Rescuers searching the scene of mudslides that engulfed two holiday camps in California on Christmas Day have found five more bodies.
It was the worst downpour to hit the region for 20 years
At least 14 people are now known to have died when heavy rain unleashed a torrent of mud, rocks and tree trunks on the camps east of Los Angeles.
Hopes are fading that two children still missing will be found alive.
Authorities are warning local people to be prepared for more heavy rains and possible flooding.
"It's been several days and our hopes are not high of finding people alive," said Chip Patterson, spokesman for the San Bernardino County Sheriff's Department.

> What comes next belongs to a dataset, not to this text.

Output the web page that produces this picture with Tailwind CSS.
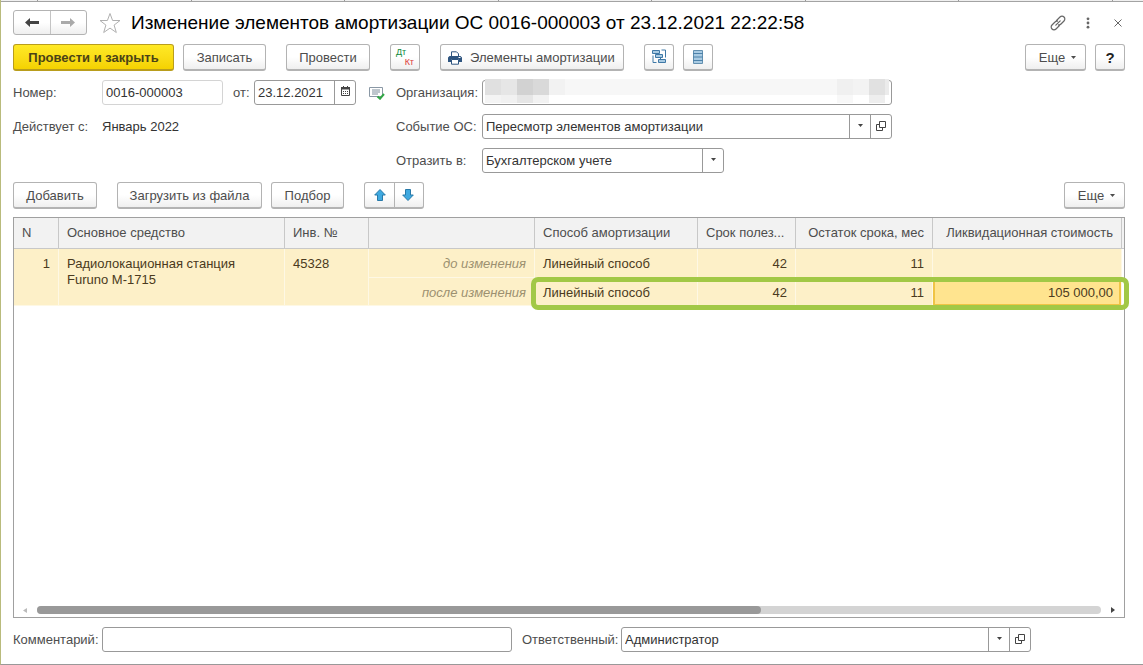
<!DOCTYPE html>
<html lang="ru">
<head>
<meta charset="utf-8">
<meta name="viewport" content="width=device-width, initial-scale=1">
<title>Изменение элементов амортизации ОС</title>
<script src="https://cdn.jsdelivr.net/npm/@tailwindcss/browser@4"></script>
</head>
<body class="bg-white font-['Liberation_Sans',Arial,sans-serif] text-[13px] leading-4 text-[#4d4d4d]">
<svg class="hidden" aria-hidden="true">
  <symbol id="caret" viewBox="0 0 5 3"><path d="M0 0h5L2.500 3z" fill="currentColor"/></symbol>
  <symbol id="open" viewBox="0 0 10 10"><path d="M3.500.5h6v6h-6zM3.500 3.500h-3v6h6v-3" fill="none" stroke="currentColor"/></symbol>
</svg>
<div class="flex min-h-screen flex-col border-b border-l border-b-[#999] border-l-[#b9bb7c]">
  <div class="flex h-[2px] shrink-0 justify-between border-b border-[#a3a3a3] bg-[#f0f0f0] pr-[30px] pl-9">
    <i class="w-px bg-[#999]"></i><i class="w-px bg-[#999]"></i><i class="w-px bg-[#999]"></i><i class="w-px bg-[#999]"></i><i class="w-px bg-[#999]"></i><i class="w-px bg-[#999]"></i><i class="w-px bg-[#999]"></i><i class="w-px bg-[#999]"></i>
  </div>
  <main class="flex flex-1 flex-col px-3 pt-2 pb-3 pr-[18px]">
    <header class="flex h-[25px] items-center">
      <div class="flex h-[25px] w-[74px] shrink-0 rounded-[3px] border border-[#b3b3b3] bg-linear-to-b from-white from-50% to-[#efefef]">
        <button aria-label="Назад" class="flex flex-1 items-center justify-center border-r border-[#c4c4c4]"><svg class="h-[9px] w-[14px]" viewBox="0 0 14 9"><path d="M0 4.500L5 0v3h9v3H5v3z" fill="#444"/></svg></button>
        <button aria-label="Вперед" class="flex flex-1 items-center justify-center"><svg class="h-[9px] w-[14px]" viewBox="0 0 14 9"><path d="M14 4.500L9 0v3H0v3h9v3z" fill="#aaa"/></svg></button>
      </div>
      <button aria-label="В избранное" class="ml-3 shrink-0"><svg class="h-[22px] w-[22px]" viewBox="0 0 22 22"><path d="M11 1.500l2.600 7h7.400l-5.900 4.600 2.200 7.400-6.300-4.400-6.300 4.400 2.200-7.400L1 8.500h7.400z" fill="#fff" stroke="#b0b0b0"/></svg></button>
      <h1 class="ml-[10px] flex-1 text-[19px] leading-6 whitespace-nowrap text-black">Изменение элементов амортизации ОС 0016-000003 от 23.12.2021 22:22:58</h1>
      <div class="flex items-center">
        <button aria-label="Ссылка"><svg class="h-4 w-4" viewBox="0 0 16 16" fill="none" stroke="#666" stroke-width="1.200" stroke-linecap="round"><path d="M6.500 5.500L10 2a2.700 2.700 0 0 1 4 4L11 9a2.600 2.600 0 0 1-2.500.8M9.500 10.500L6 14a2.700 2.700 0 0 1-4-4l3-3a2.600 2.600 0 0 1 2.500-.8"/><path d="M5.800 10.200l4.400-4.400"/></svg></button>
        <button aria-label="Меню" class="ml-5"><svg class="h-3 w-[4px]" viewBox="0 0 4 12" fill="#666"><circle cx="2" cy="1.800" r="1.400"/><circle cx="2" cy="6" r="1.400"/><circle cx="2" cy="10.200" r="1.400"/></svg></button>
        <button aria-label="Закрыть" class="mr-[3px] ml-[24px]"><svg class="h-2 w-2" viewBox="0 0 8 8"><path d="M.5.5l7 7M7.500.5l-7 7" stroke="#666"/></svg></button>
      </div>
    </header>

    <div class="mt-2 flex h-7 items-center">
      <button class="h-[27px] w-[161px] rounded-[3px] border border-b-2 border-[#b99d1c] bg-linear-to-b from-[#ffe925] to-[#f5d200] pt-[2px] font-bold whitespace-nowrap text-[#4a4216]">Провести и закрыть</button>
      <button class="ml-[9px] h-[27px] w-[83px] rounded-[3px] border border-b-2 border-[#b3b3b3] bg-linear-to-b from-white from-50% to-[#efefef] pt-[2px]">Записать</button>
      <button class="ml-5 h-[27px] w-[84px] rounded-[3px] border border-b-2 border-[#b3b3b3] bg-linear-to-b from-white from-50% to-[#efefef] pt-[2px]">Провести</button>
      <button class="ml-5 flex h-[27px] w-[30px] flex-col justify-center rounded-[3px] border border-b-2 border-[#b3b3b3] bg-linear-to-b from-white from-50% to-[#efefef] px-[5px] text-[9px] leading-[10px]"><span class="self-start text-[#0c8a3c]">Дт</span><span class="self-end text-[#dd3a3a]">Кт</span></button>
      <button class="ml-5 flex h-[27px] w-[184px] items-center rounded-[3px] border border-b-2 border-[#b3b3b3] bg-linear-to-b from-white from-50% to-[#efefef] pt-[2px] pl-[7px] whitespace-nowrap"><svg class="mr-2 h-[14px] w-[14px]" viewBox="0 0 14 14"><path d="M3.500 5V.8h5l2 2V5" fill="#fff" stroke="#2f5580"/><path d="M1.500 5h11L14 6.500V11h-3V8.500H3V11H0V6.500z" fill="#2f5580"/><path d="M3.500 8.500h7v4.700h-7z" fill="#fff" stroke="#2f5580"/><path d="M10.500 6.500h2" stroke="#fff"/></svg>Элементы амортизации</button>
      <button aria-label="Структура подчиненности" class="ml-5 flex h-[27px] w-[30px] items-center justify-center rounded-[3px] border border-b-2 border-[#b3b3b3] bg-linear-to-b from-white from-50% to-[#efefef]"><svg class="h-[15px] w-[15px]" viewBox="0 0 15 15" fill="#a9cbe3" stroke="#3f78a6"><path d="M.5 1.500h7v3h-7zM3.500 5.500h7v3h-7zM6.500 10.500h7v3h-7z"/><path d="M9.500 1h4v7.500M1 6.500v7h3.500M8.500 8.500v2" fill="none"/></svg></button>
      <button aria-label="Список" class="ml-[9px] flex h-[27px] w-[30px] items-center justify-center rounded-[3px] border border-b-2 border-[#b3b3b3] bg-linear-to-b from-white from-50% to-[#efefef]"><svg class="h-[14px] w-[10px]" viewBox="0 0 10 14"><path d="M.5.5h9v13h-9z" fill="#a9cbe3" stroke="#6390b0"/><path d="M0 3.500h10M0 7h10M0 10.500h10" stroke="#4d82aa"/></svg></button>
      <button class="ml-auto flex h-[27px] w-[61px] items-center justify-center gap-[6px] rounded-[3px] border border-b-2 border-[#b3b3b3] bg-linear-to-b from-white from-50% to-[#efefef] pt-[2px] pl-1">Еще<svg class="h-[3px] w-[5px]"><use href="#caret"/></svg></button>
      <button class="ml-[9px] h-[27px] w-[30px] rounded-[3px] border border-b-2 border-[#b3b3b3] bg-linear-to-b from-white from-50% to-[#efefef] pt-[2px] text-[15px] font-bold text-[#222]">?</button>
    </div>

    <div class="mt-[9px] flex">
      <div class="flex w-[383px] shrink-0 flex-col gap-[9px]">
        <div class="flex h-[25px] items-center">
          <label for="num" class="w-[89px]">Номер:</label>
          <input id="num" value="0016-000003" class="h-[25px] w-[121px] rounded-[3px] border border-[#d4d4d4] px-[3px] text-[#333]">
          <label for="date" class="ml-[10px] w-[21px]">от:</label>
          <div class="flex h-[25px] w-[102px] rounded-[3px] border border-[#999]">
            <input id="date" value="23.12.2021" class="w-[79px] pl-[3px] text-[#333]">
            <button aria-label="Календарь" class="flex flex-1 items-center justify-center border-l border-[#999] pb-[3px]"><svg class="h-[10px] w-[9px]" viewBox="0 0 9 10"><path d="M.5 1.500h8v8h-8z" fill="#fff" stroke="#444"/><path d="M0 1h9v2.500H0zM2 0h1v2H2zM6 0h1v2H6z" fill="#444"/><path d="M2 5.500h5M2 7.500h5" stroke="#444" stroke-dasharray="1 1"/></svg></button>
          </div>
          <svg class="ml-[13px] h-[14px] w-4" viewBox="0 0 16 14"><path d="M.5 1.500h13v9H.5z" fill="#fff" stroke="#8a98a5"/><path d="M3 4h8M3 6h8M3 8h6" stroke="#7e8e9c"/><path d="M8.500 10.500l2.500 2.200 4-4.700" fill="none" stroke="#32a746" stroke-width="2"/></svg>
        </div>
        <div class="flex h-[25px] items-center"><span class="w-[89px]">Действует с:</span><span class="text-[#333]">Январь 2022</span></div>
      </div>
      <div class="flex flex-1 flex-col gap-[9px]">
        <div class="flex h-[25px] items-center">
          <label for="org" class="w-[86px]">Организация:</label>
          <div class="relative h-[25px] w-[410px]">
            <input id="org" class="h-full w-full rounded-[3px] border border-[#999]">
            <div class="pointer-events-none absolute inset-x-[3px] -top-px bottom-px flex flex-col" aria-hidden="true">
              <div class="flex h-4"><i class="w-4 bg-[#e0e0e0]"></i><i class="w-4 bg-[#e6e6e6]"></i><i class="w-4 bg-[#d2d2d2]"></i><i class="w-4 bg-[#d9d9d9]"></i><i class="w-4 bg-[#f2f2f2]"></i><i class="flex-1 bg-[#f7f7f7]"></i><i class="w-4 bg-[#f0f0f0]"></i><i class="w-4 bg-[#f3f3f3]"></i><i class="w-4 bg-[#e1e1e1]"></i><i class="w-1 bg-[#ebebeb]"></i></div>
              <div class="flex h-2"><i class="w-4 bg-[#f4f4f4]"></i><i class="w-4 bg-[#f1f1f1]"></i><i class="w-4 bg-[#e6e6e6]"></i><i class="w-4 bg-[#f2f2f2]"></i><i class="flex-1"></i><i class="w-4 bg-[#f8f8f8]"></i><i class="w-4"></i><i class="w-4 bg-[#eeeeee]"></i><i class="w-1"></i></div>
            </div>
          </div>
        </div>
        <div class="flex h-[25px] items-center">
          <label for="event" class="w-[86px]">Событие ОС:</label>
          <div class="flex h-[25px] w-[410px] rounded-[3px] border border-[#999]">
            <select id="event" class="flex-1 appearance-none pl-[3px] text-[#333]"><option>Пересмотр элементов амортизации</option></select>
            <span class="flex w-[21px] items-center justify-center border-l border-[#999] pb-[2px] text-[#444]"><svg class="h-[3px] w-[5px]"><use href="#caret"/></svg></span>
            <button aria-label="Открыть" class="flex w-[21px] items-center justify-center border-l border-[#999] pb-[2px] text-[#444]"><svg class="h-[10px] w-[10px]"><use href="#open"/></svg></button>
          </div>
        </div>
        <div class="flex h-[25px] items-center">
          <label for="where" class="w-[86px]">Отразить в:</label>
          <div class="flex h-[25px] w-[242px] rounded-[3px] border border-[#999]">
            <select id="where" class="flex-1 appearance-none pl-[3px] text-[#333]"><option>Бухгалтерском учете</option></select>
            <span class="flex w-[21px] items-center justify-center border-l border-[#999] pb-[2px] text-[#444]"><svg class="h-[3px] w-[5px]"><use href="#caret"/></svg></span>
          </div>
        </div>
      </div>
    </div>

    <div class="mt-[9px] flex h-[27px] items-center">
      <button class="h-[27px] w-[84px] rounded-[3px] border border-b-2 border-[#b3b3b3] bg-linear-to-b from-white from-50% to-[#efefef] pt-px">Добавить</button>
      <button class="ml-5 h-[27px] w-[145px] rounded-[3px] border border-b-2 border-[#b3b3b3] bg-linear-to-b from-white from-50% to-[#efefef] pt-px whitespace-nowrap">Загрузить из файла</button>
      <button class="ml-[9px] h-[27px] w-[73px] rounded-[3px] border border-b-2 border-[#b3b3b3] bg-linear-to-b from-white from-50% to-[#efefef] pt-px">Подбор</button>
      <div class="ml-5 flex h-[27px] w-[60px] rounded-[3px] border border-b-2 border-[#b3b3b3] bg-linear-to-b from-white from-50% to-[#efefef]">
        <button aria-label="Вверх" class="flex w-[30px] items-center justify-center border-r border-[#b3b3b3]"><svg class="h-3 w-3" viewBox="0 0 12 12"><path d="M6 .5l5.300 5.500H8.500v5.500h-5V6H.7z" fill="#3fa9e0" stroke="#2879a8"/></svg></button>
        <button aria-label="Вниз" class="flex flex-1 items-center justify-center pr-[2px]"><svg class="h-3 w-3" viewBox="0 0 12 12"><path d="M6 11.500L.7 6h2.800V.5h5V6h2.800z" fill="#3fa9e0" stroke="#2879a8"/></svg></button>
      </div>
      <button class="ml-auto flex h-[27px] w-[61px] items-center justify-center gap-[6px] rounded-[3px] border border-b-2 border-[#b3b3b3] bg-linear-to-b from-white from-50% to-[#efefef] pt-px pl-1">Еще<svg class="h-[3px] w-[5px]"><use href="#caret"/></svg></button>
    </div>

    <section class="relative mt-2 flex flex-1 flex-col border border-[#a0a0a0]">
      <table class="w-full table-fixed border-separate border-spacing-0">
        <colgroup><col class="w-[45px]"><col><col class="w-[84px]"><col class="w-[166px]"><col class="w-[163px]"><col class="w-[98px]"><col class="w-[137px]"><col class="w-[189px]"><col class="w-[2px]"></colgroup>
        <thead>
          <tr class="h-[31px] bg-[#f2f2f2] text-left whitespace-nowrap *:border-b *:border-[#c8c8c8] *:font-normal">
            <th class="border-r px-2">N</th>
            <th class="border-r px-2">Основное средство</th>
            <th class="border-r px-2">Инв. №</th>
            <th class="border-r px-2"></th>
            <th class="border-r px-2">Способ амортизации</th>
            <th class="border-r px-2">Срок полез...</th>
            <th class="border-r px-2 text-right">Остаток срока, мес</th>
            <th class="border-r px-2 text-right">Ликвидационная стоимость</th>
            <th></th>
          </tr>
        </thead>
        <tbody class="text-[#4a3a20]">
          <tr class="h-[29px] bg-[#fdf0c8] align-top *:border-[#fef8e4] *:pt-[7px]">
            <td rowspan="2" class="border-r border-b px-2 text-right">1</td>
            <td rowspan="2" class="border-r border-b px-2">Радиолокационная станция<br>Furuno М-1715</td>
            <td rowspan="2" class="border-r border-b px-2">45328</td>
            <td class="border-r border-b px-2 text-right text-[#9c9070] italic">до изменения</td>
            <td class="border-r border-b px-2">Линейный способ</td>
            <td class="border-r border-b px-2 text-right">42</td>
            <td class="border-r border-b px-2 text-right">11</td>
            <td class="border-r border-b px-2"></td>
            <td class="bg-white"></td>
          </tr>
          <tr class="h-[28px] bg-[#fdf0c8] align-top *:border-[#fef8e4] *:pt-[7px]">
            <td class="border-r border-b px-2 text-right text-[#9c9070] italic">после изменения</td>
            <td class="border-r border-b px-2">Линейный способ</td>
            <td class="border-r border-b px-2 text-right">42</td>
            <td class="border-r border-b px-2 text-right">11</td>
            <td class="border-r bg-[#ffe48f] px-2 text-right inset-ring-2 inset-ring-[#f0c445]">105 000,00</td>
            <td class="bg-white"></td>
          </tr>
        </tbody>
      </table>
      <div class="pointer-events-none absolute top-[59px] -right-[5px] h-[33px] w-[598px] rounded-[7px] border-5 border-[#a2c846]"></div>
      <div class="mt-auto mb-[3px] flex h-2 items-center px-[9px]">
        <svg class="h-[5px] w-[4px]" viewBox="0 0 4 5"><path d="M4 0v5L0 2.500z" fill="#bbb"/></svg>
        <div class="mx-[10px] h-2 flex-1 rounded-full bg-[#d4d4d4]"><div class="h-2 w-[68%] rounded-full bg-[#999]"></div></div>
        <svg class="h-[6px] w-[4px]" viewBox="0 0 4 6"><path d="M0 0v6l4-3z" fill="#444"/></svg>
      </div>
    </section>

    <footer class="mt-[9px] flex h-[25px] items-center">
      <label for="comment" class="w-[89px] shrink-0">Комментарий:</label>
      <input id="comment" class="h-[25px] w-[410px] rounded-[3px] border border-[#999] px-[3px]">
      <label for="resp" class="ml-[10px] w-[99px] shrink-0">Ответственный:</label>
      <div class="flex h-[25px] w-[410px] rounded-[3px] border border-[#999]">
        <select id="resp" class="flex-1 appearance-none pl-[3px] text-[#333]"><option>Администратор</option></select>
        <span class="flex w-[21px] items-center justify-center border-l border-[#999] pb-[2px] text-[#444]"><svg class="h-[3px] w-[5px]"><use href="#caret"/></svg></span>
        <button aria-label="Открыть" class="flex w-[21px] items-center justify-center border-l border-[#999] pb-[2px] text-[#444]"><svg class="h-[10px] w-[10px]"><use href="#open"/></svg></button>
      </div>
    </footer>
  </main>
</div>
</body>
</html>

"We may never find everyone."
More than 20 people were celebrating Christmas when mudslides and flash floods struck a church camp in Waterman Canyon, killing at least 12 people.
Fourteen others were rescued.
Two other people died as a landslide hit a camp site about eight kilometres (five miles) away.
It was the most severe seasonal downpour in the region for 20 years.
The authorities are warning of more heavy rain over the next few days and fire stations have been handing out sandbags in preparation.
The region was previously hit by devastating wildfires in October and November that scorched thousands of acres across southern California.
Authorities have said they are considering evacuating areas stripped bare by the wildfires because of the risk of more mudslides.